Performance and radiation damage mitigation strategy for silicon photomultipliers on LEO space missions
L. Burmistrov, S. Davarpanah, M. Heller, T. Montaruli, C. Trimarelli, R. Aloisio, F. C. T. Barbato, I. De Mitri, A. Di Giovanni, G. Fontanella, P. Savina, C. Tönnis, E. Moretti, M. Ruzzarin, J. Swakoń, D. Wróbel
TL;DR
This study evaluates FBK NUV-HD-MT SiPMs for the Terzina camera in a 550 km sun-synchronous LEO, focusing on radiation tolerance, noise, and thermal behavior. Using SPENVIS and Geant4, it quantifies space radiation fluxes and doses, then characterises SiPMs under proton and electron irradiation, plus temperature-driven effects. The results identify 30 μm bare sensors as the optimal choice balancing PDE, DCR, and pulse timing, and demonstrate a practical annealing-based mitigation strategy to limit DCR growth over a multi-year mission. The work provides a predictive framework to plan sensor selection and in-flight recovery for SiPM-based space instruments in similar radiation environments.
Abstract
Space missions require lightweight, low-power consuming, radiation-tolerant components. Silicon photomultipliers are increasingly used for detecting near-UV, optical, and infrared light in space due to their compact design, low cost, low power consumption, robustness, and high photo-detection efficiency, which makes them sensitive to single photons. Although SiPMs outperform traditional photomultiplier tubes in many areas, concerns about their radiation tolerance and noise remain.
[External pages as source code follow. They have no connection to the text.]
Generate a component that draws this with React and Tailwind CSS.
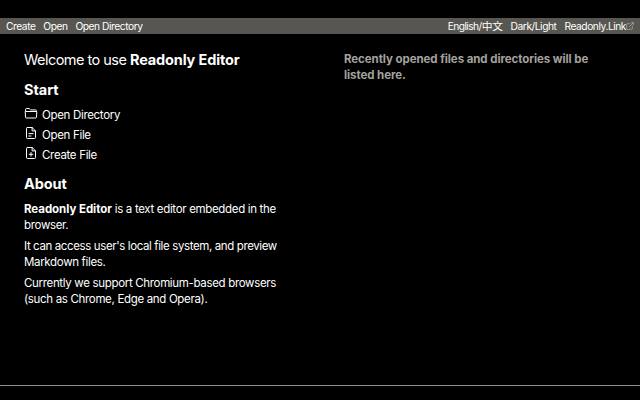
const FolderIcon = () => (
  <svg className="mb-[3px] size-[14px] shrink-0" viewBox="0 0 14 14" fill="none" stroke="currentColor" strokeWidth="1" strokeLinejoin="round">
    <path d="M1.6 4.5V2.4a.9.9 0 0 1 .9-.9h2.6l1.5 1.4h4.9a.9.9 0 0 1 .9.9v.7" />
    <path d="M1.2 4.5h11.6l-.3 5.6a.9.9 0 0 1-.9.9H2.4a.9.9 0 0 1-.9-.9z" />
  </svg>
);

const FileIcon = ({ children }) => (
  <svg className="mb-[4px] size-[14px] shrink-0" viewBox="0 0 14 14" fill="none" stroke="currentColor" strokeWidth="1" strokeLinejoin="round" strokeLinecap="round">
    <path d="M3.4 1.5h4.7l3.4 3.4v6.7a.9.9 0 0 1-.9.9H3.4a.9.9 0 0 1-.9-.9V2.4a.9.9 0 0 1 .9-.9z" />
    <path d="M8.1 1.5v3.4h3.4" />
    {children}
  </svg>
);

const ExternalIcon = () => (
  <svg className="size-[8px] shrink-0 text-[#b5b2ae]" viewBox="0 0 8 8" fill="none" stroke="currentColor" strokeWidth="0.7">
    <path d="M4.3 1.7H1.2a.5.5 0 0 0-.5.5v4.6a.5.5 0 0 0 .5.5h4.6a.5.5 0 0 0 .5-.5V3.7M3 5l4.3-4.3M5 .6h2.4V3" />
  </svg>
);

const Action = ({ icon, children }) => (
  <li className="flex h-5 items-center gap-1">
    {icon}
    <span className="text-[11.5px] leading-5 tracking-[-0.32px]">{children}</span>
  </li>
);

export default function App() {
  return (
    <div className="flex h-[400px] w-[640px] flex-col overflow-hidden bg-black pt-[18px] font-['Inter','Noto_Sans_CJK_SC',sans-serif] whitespace-nowrap text-white">
      <header className="flex h-4 shrink-0 items-center justify-between bg-[#575650] px-1.5 text-[10.25px] leading-4 tracking-[-0.46px]">
        <nav className="flex gap-[7.8px]">
          <span>Create</span>
          <span>Open</span>
          <span>Open Directory</span>
        </nav>
        <nav className="flex gap-2">
          <span className="tracking-[-0.58px]">English/<span className="text-[10.75px] leading-none tracking-[-0.3px]">中文</span></span>
          <span>Dark/Light</span>
          <span className="flex items-center">Readonly.Link<ExternalIcon /></span>
        </nav>
      </header>
      <main className="grid h-[351px] shrink-0 grid-cols-2 px-6 pt-4">
        <section>
          <h1 className="text-[14.5px] leading-5 tracking-[-0.53px]">
            Welcome to use <b className="tracking-[-0.14px]">Readonly Editor</b>
          </h1>
          <h2 className="mt-2.5 text-[14.5px] leading-5 font-bold tracking-[-0.05px]">Start</h2>
          <ul className="mt-[5px]">
            <Action icon={<FolderIcon />}>Open Directory</Action>
            <Action icon={<FileIcon><path d="M4.8 7.6h4.4M4.8 10h2.2" /></FileIcon>}>Open File</Action>
            <Action icon={<FileIcon><path d="M7 6.5v3.6M5.2 8.3h3.6" /></FileIcon>}>Create File</Action>
          </ul>
          <h2 className="mt-[9px] text-[14.5px] leading-5 font-bold tracking-[-0.1px]">About</h2>
          <div className="mt-[7px] flex flex-col gap-[5px] text-[11.5px] leading-4 tracking-[-0.33px]">
            <p><b className="tracking-[-0.05px]">Readonly Editor</b> is a text editor embedded in the<br />browser.</p>
            <p><span className="tracking-[-0.38px]">It can access user's local file system, and preview</span><br />Markdown files.</p>
            <p>Currently we support Chromium-based browsers<br />(such as Chrome, Edge and Opera).</p>
          </div>
        </section>
        <aside className="pt-px pl-6 text-[11.5px] leading-4 font-bold tracking-[-0.07px] text-[#a3a29f]">
          Recently opened files and directories will be<br />listed here.
        </aside>
      </main>
      <footer className="border-t border-[#8c8c8c]" />
    </div>
  );
}
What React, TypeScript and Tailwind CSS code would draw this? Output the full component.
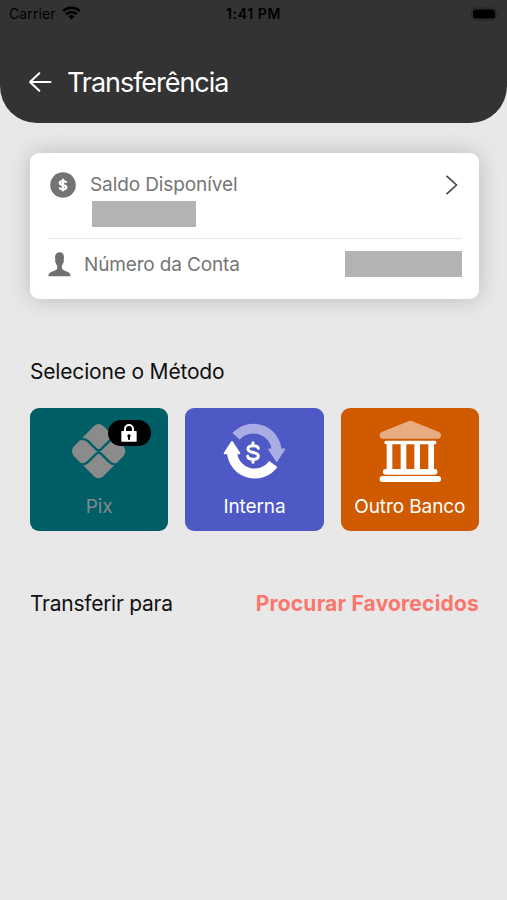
import type { ReactNode } from "react";

const DollarIcon = () => (
  <svg width="26" height="26" viewBox="0 0 26 26" fill="none" className="shrink-0">
    <circle cx="13" cy="13" r="12.8" fill="#737373" />
    <path
      d="M16.300 10.800C16 9.500 14.800 9.100 13 9.100c-2 0-3.200.8-3.200 2 0 2.900 6.500 1.100 6.500 4.100 0 1.300-1.300 2-3.300 2-1.900 0-3.100-.5-3.400-1.700M13 6.800v12.400"
      stroke="#fff"
      strokeWidth="2.300"
    />
  </svg>
);

const PersonIcon = () => (
  <svg width="23" height="25" viewBox="0 0 69 75" className="shrink-0" fill="#6f6f6f">
    <path d="M35 1c-9 0-14 6-14 15 0 4 .5 5 1.200 8-1.500 1.500-1 5 1.300 9 1 4 3 6.500 4 8.500v8C27 54 19 56 11 59 5 62 1.500 64 1 73h67c-.5-9-4-11-10-14-8-3-15-5-16.500-9.500v-8c1-2 3-4.500 4-8.500 2.300-4 2.800-7.500 1.300-9 .7-3 1.200-4 1.200-8C48 7 44 1 35 1Z" />
  </svg>
);

const PixIcon = () => (
  <svg width="62" height="62" viewBox="131 60 186 186" fill="none">
    <path d="M209 78q14-12 28 0l60 61q12 15 0 30l-60 60q-14 12-28 0l-60-60q-12-15 0-30Z" fill="#8b8b8b" />
    {/* gaps between the four petals */}
    <path
      d="M160 117h15c8 0 12 2 17 7l24 24q7 6 14 0l24-24c5-5 9-7 17-7h15M160 193h15c8 0 12-3 17-8l24-24q7-6 14 0l24 24c5 5 9 8 17 8h15"
      stroke="#005f66"
      strokeWidth="7"
    />
  </svg>
);

const SwapIcon = () => (
  <svg width="62" height="62" viewBox="130 60 186 186" fill="none">
    <path d="M169 109A70 69 0 0 1 291 150" stroke="#a9ade4" strokeWidth="29" />
    <path d="M268 148h46l-23 35Z" fill="#a9ade4" stroke="#a9ade4" strokeWidth="5" strokeLinejoin="round" />
    <path d="M157 158A68.500 68.500 0 0 0 281 192" stroke="#fff" strokeWidth="30" />
    <path d="M135 160l22-34 22 34Z" fill="#fff" stroke="#fff" strokeWidth="6" strokeLinejoin="round" />
    <path
      d="M236 145c-1-6-7-8-16-8-10 0-15 4-15 10 0 15 31 6 31 21 0 7-6 10-16 10-9 0-15-2-16-9M220 128v8M220 178v9"
      stroke="#fff"
      strokeWidth="9"
      strokeLinecap="round"
    />
  </svg>
);

const BankIcon = () => (
  <svg width="62" height="62" viewBox="131 60 186 186" fill="#fff">
    <path d="M219 64q6-3 12 0l80 32q6 3 6 9 0 11-9 11H142q-9 0-9-11 0-6 6-9Z" fill="#e7ac82" />
    <rect x="147" y="122" width="156" height="11" rx="5" />
    <path d="M154 130h17v78h-17zM196 130h17v78h-17zM237 130h17v78h-17zM279 130h17v78h-17z" />
    <rect x="143" y="207" width="163" height="17" rx="7" />
    <rect x="133" y="228" width="184" height="18" rx="8" />
  </svg>
);

const LockIcon = () => (
  <svg width="18" height="19" viewBox="0 0 54 57" fill="none">
    <path d="M15 26v-8a12 12 0 0 1 24 0v8" stroke="#fff" strokeWidth="6" />
    <rect x="4" y="24" width="46" height="32" rx="2" fill="#fff" />
    <path d="M27 34a5 5 0 0 1 3 9v7h-6v-7a5 5 0 0 1 3-9Z" fill="#000" />
  </svg>
);

type Method = {
  name: string;
  icon: ReactNode;
  tile: string;
  label: string;
  locked?: boolean;
};

const methods: Method[] = [
  {
    name: "Pix",
    icon: <PixIcon />,
    tile: "bg-[#005f66]",
    label: "text-[#808b8c]",
    locked: true,
  },
  { name: "Interna", icon: <SwapIcon />, tile: "bg-[#4e59c5]", label: "text-white" },
  { name: "Outro Banco", icon: <BankIcon />, tile: "bg-[#cf5a00]", label: "text-white" },
];

export default function App() {
  return (
    <div className="min-h-screen bg-[#e8e8e8] font-[Inter,sans-serif] text-[#111]">
      <header className="h-[123px] rounded-b-[37px] bg-[#333333]">
        <div className="flex h-[27px] items-center justify-between px-[9px] text-black">
          <div className="flex w-24 items-center gap-[6px] text-[14px] tracking-[0.1px]">
            Carrier
            <svg width="19" height="14" viewBox="0 0 19 14" fill="none" stroke="#000" strokeWidth="2.700" className="-mt-0.5">
              <path d="M1.200 5.100a12 12 0 0 1 16.600 0M4.200 8.200a7.600 7.600 0 0 1 10.600 0" />
              <path d="M9.500 13.600 6.500 10.500a4.300 4.300 0 0 1 6 0Z" fill="#000" stroke="none" />
            </svg>
          </div>
          <span className="text-[14px] font-semibold tracking-[0.6px]">1:41 PM</span>
          <div className="flex w-24 justify-end">
            <svg width="28" height="14" viewBox="0 0 28 14" className="-mr-[1px]">
              <rect x=".6" y="1" width="24" height="12" rx="3.500" fill="none" stroke="#242424" />
              <rect x="2" y="2.500" width="22" height="9" rx="2.500" fill="#000" />
              <path d="M26.300 5v4q1.500-2 0-4Z" fill="#1c1c1c" />
            </svg>
          </div>
        </div>
        <div className="flex items-center gap-[15px] pt-[37px] pl-[28px] text-white">
          <svg width="24" height="20" viewBox="0 0 24 20" fill="none" stroke="#fff" strokeWidth="2" strokeLinecap="round" strokeLinejoin="round" className="mb-0.5">
            <path d="M11.300 1.200 2 10l9.300 8.800M2 10h20.500" />
          </svg>
          <h1 className="pt-px text-[27px] leading-9 tracking-[-1.05px]">Transferência</h1>
        </div>
      </header>

      <main className="pt-[29.500px] pr-[28px] pl-[30px]">
        <section className="h-[146.500px] rounded-[9px] bg-white pr-[17px] pl-[18px] text-[19px] text-[#757575] shadow-[0_0_22px_rgba(0,0,0,0.2)]">
          <div className="flex h-[86.500px] items-start border-b border-[#e9e9e9] pt-[19.500px] pl-[1.500px]">
            <DollarIcon />
            <div className="ml-[14.500px] leading-[26px]">
              <p className="tracking-[-0.1px]">Saldo Disponível</p>
              <div className="mt-[3px] ml-[2px] h-[26px] w-[104px] bg-[#b3b3b3]" />
            </div>
            <svg width="13" height="20" viewBox="0 0 13 20" fill="none" stroke="#444" strokeWidth="1.600" className="mt-[3px] mr-[4px] ml-auto">
              <path d="M1.500.8 11.500 10l-10 9.200" />
            </svg>
          </div>
          <div className="flex items-center pt-[12.500px]">
            <PersonIcon />
            <p className="ml-[13px] leading-[26px] tracking-[-0.15px]">Número da Conta</p>
            <div className="-mt-px mb-px ml-auto h-[26px] w-[117px] bg-[#b3b3b3]" />
          </div>
        </section>

        <h2 className="mt-[59px] text-[21px] leading-[28px] tracking-[-0.18px]">Selecione o Método</h2>
        <div className="mt-[22px] grid grid-cols-3 gap-[17px]">
          {methods.map((method) => (
            <button
              key={method.name}
              type="button"
              className={`relative flex h-[122.500px] flex-col items-center rounded-[9px] pt-[12px] ${method.tile}`}
            >
              {method.icon}
              <span className={`mt-[11px] text-[19px] leading-[28px] tracking-[-0.1px] whitespace-nowrap ${method.label}`}>
                {method.name}
              </span>
              {method.locked ? (
                <span className="absolute top-[11.500px] left-[77.500px] flex h-[26px] w-[43px] items-center justify-center rounded-full bg-black">
                  <LockIcon />
                </span>
              ) : null}
            </button>
          ))}
        </div>

        <div className="mt-[59px] flex items-center justify-between text-[21px] leading-[28px]">
          <h2 className="tracking-[-0.26px]">Transferir para</h2>
          <a href="#favorecidos" className="font-bold tracking-[0.2px] text-[#fb766d]">
            Procurar Favorecidos
          </a>
        </div>
      </main>
    </div>
  );
}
In this study, we estimate the radiation effects on a satellite in sun-synchronous low Earth orbit (LEO) at an altitude of 550~km during the declining phase of solar cycle 25 (2026-2029). We evaluated silicon photomultipliers produced by the Foundation Bruno Kessler (FBK) using front-side illuminated technology with metal trenches (NUV-HD-MT), assessing their response to a 50~MeV proton beam and exposure to a $β$-radioactive source (strontium-90). Simulations with SPENVIS and Geant4 were used to validate the experimental results. Based on our findings, we propose a photosensor annealing strategy for space-based instruments.